IMO the core promise of RAI is stability and trust that comes from the fact that there is no governance and thus no chance to undermine the governance and thus undermine RAI and turn it into FIAT. This is the main reason why RAI only allows ETH as collateral as it is widely believed that allowing more collateral would require governance to decide which ones.
I am making here a proposal that would allow ANY token to be used as collateral and this also does not require governance. Each collateral would essentially spin up a new fork of RAI and would create a new RAI token (lets call them RAI*) that is backed by a specific collateral. (collateral could theoretically also be a basket of assets)
A core challenge here is to get sufficient liquidity for all those RAI*. However - this can be overcome by making is extremely easy for R* holder to provide liquidity. The idea would be to let any RAI holder decide what collateral they trust. There can also be (governance-controlled) lists of colletrals that user can subscribe to.
E.g. a user could select a bunch of assets: e.g. ETH, stETH, cbETH and rETH. This would express that the user is indifferent about holding RAI-eth, RAI-stETH, RAI-cbETH or RAI-rETH. Another way to express that would be that the user is always willing to trade 1RAI-ETH for e.g. 1RAI-cbETH (+ epsilon).
To dig a bit deeper - as prices of those different RAI* will fluctuate a reasonable strategy would be:
Only buy another RAI* if it currently has a higher redemption rate change
E.g. if the RAI you are holding changes -4% you are willing to buy RAI that changes -2%
You are willing to trade both the RAI you are selling and buying at each of its redemption rates
This base structure would allow people to hold RAI and largely abstract away from them which individual RAI tokens they are currently holding.
From a technical perspective, nothing you’re proposing here is based on poor assumptions. And, frankly, this is more or less what the team has been discussing as a good path forward to explore with more effort than we previously thought.
I guess this is as good a place to air out my current list of hang-ups.
Providing liquidity and the demand for leverage
A. for all of these new Rs you need to have someone that has the underlying collat and is willing to generate leverage against that collateral. This is easier said than done as we’ve seen.
B. Each new R needs it’s own set of bots and oracles, which is a fixed cost hurdle to overcome. It’s likely that all of these new R*s will need to be on L2 for this to have a chance to reach escape velocity
The need for education, information digestion and/or middle-ware
A. in your example a user has to constantly be weighing various R* redemption rates against the matrix of collateral risk in differing R*'s collateral (and to a certain extent the liquidity depth of that R*). This is probably doable for those reading this post, but is very much not doable for the vast majority of even the population of users who make on-chain txs.

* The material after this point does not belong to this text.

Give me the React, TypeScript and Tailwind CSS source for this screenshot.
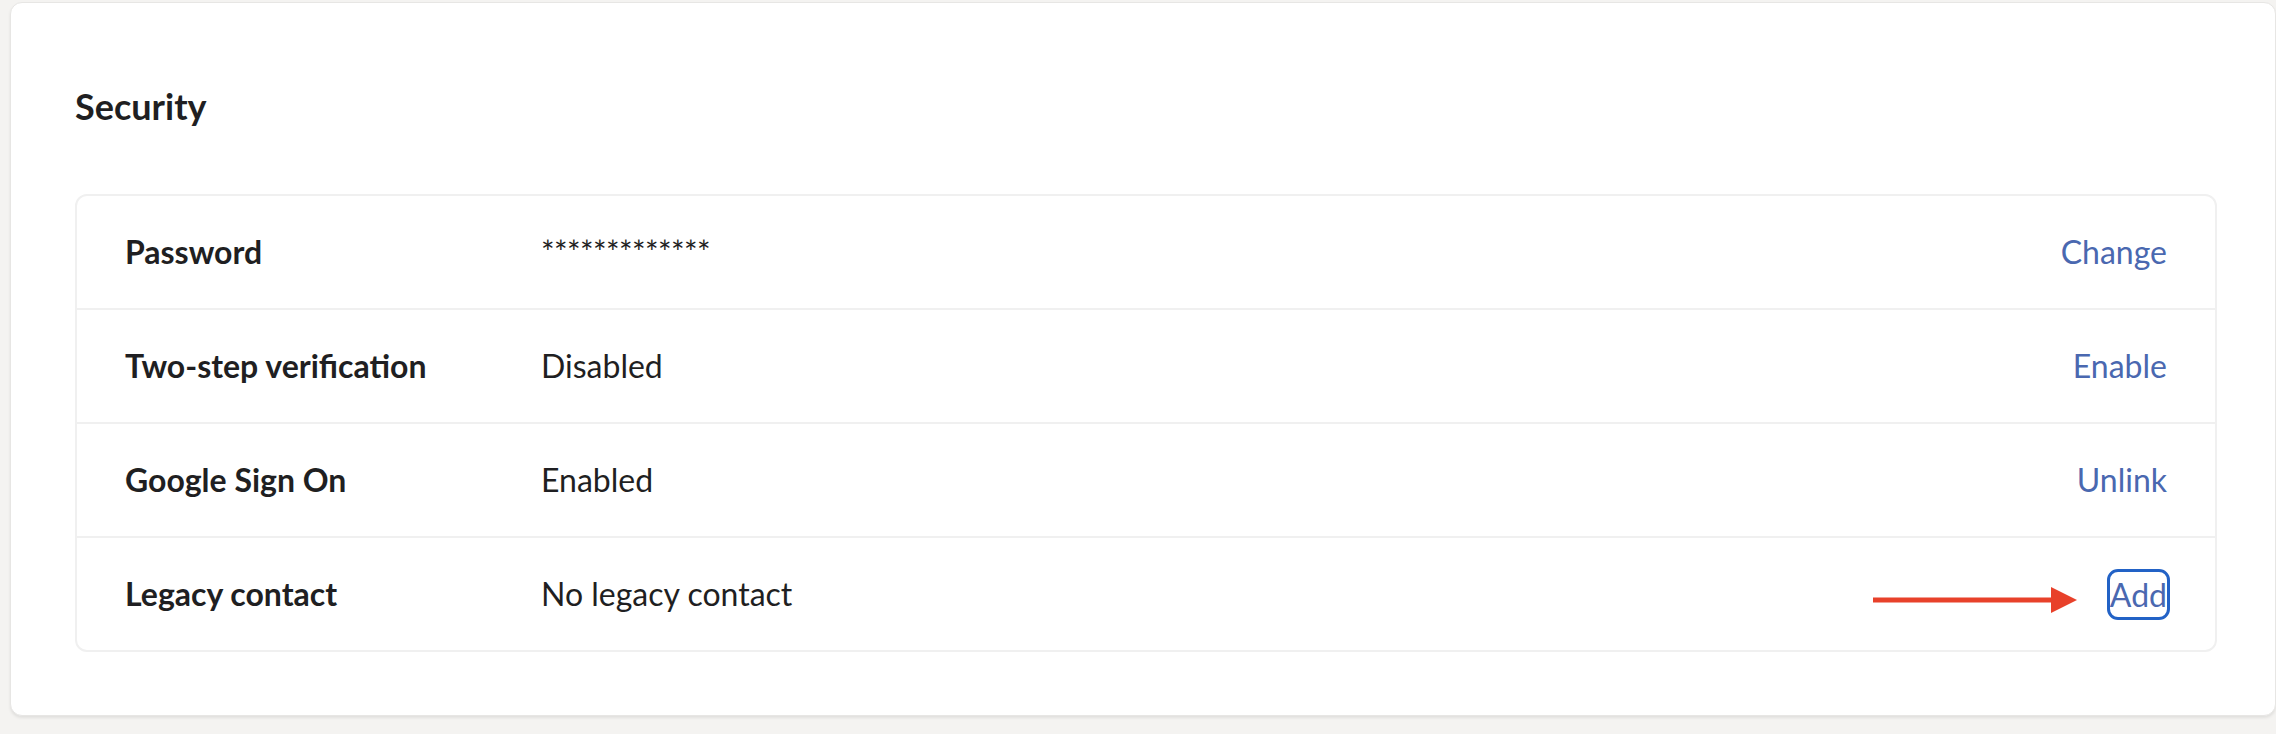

B. I’ve always been a fan of developing middle-ware solutions to these problems. In the past we’ve tried approaching different developers about trying to construct some useful middleware that could handle this. Consider the juice that’s been on the table since we’ve had negative rates vis-a-vis all MakerDAO users. If there was a tool that, with a few clicks of a button and some txs, delegated safe mgmt to a contract that just switched between a dai safe and a reflexer safe depending on RR, I believe a significant portion of users would love it. “Literally free arb” if you trust the tool and the underlying protocol stack. In the same vein, this same dashboard could be used for your different Rs. A user checks the box on what R + Dai she’s interested in and the middleware contract takes it from there.
Since RAI is regarded by some as “dampened eth”, that you are really proposing is turning Reflexer into “dampening as a service” platform, where people can dampen token of their choice with PID and chainlink oracle, and then route some trading through those pairs created by same factory.
I like this dampening as a service. It can even be used to generate a crypto that is non-volatile and therefore a medium of exchange, however not necessarily a stablecoin. This is achievable by increasing both the proportional and derivative parameters.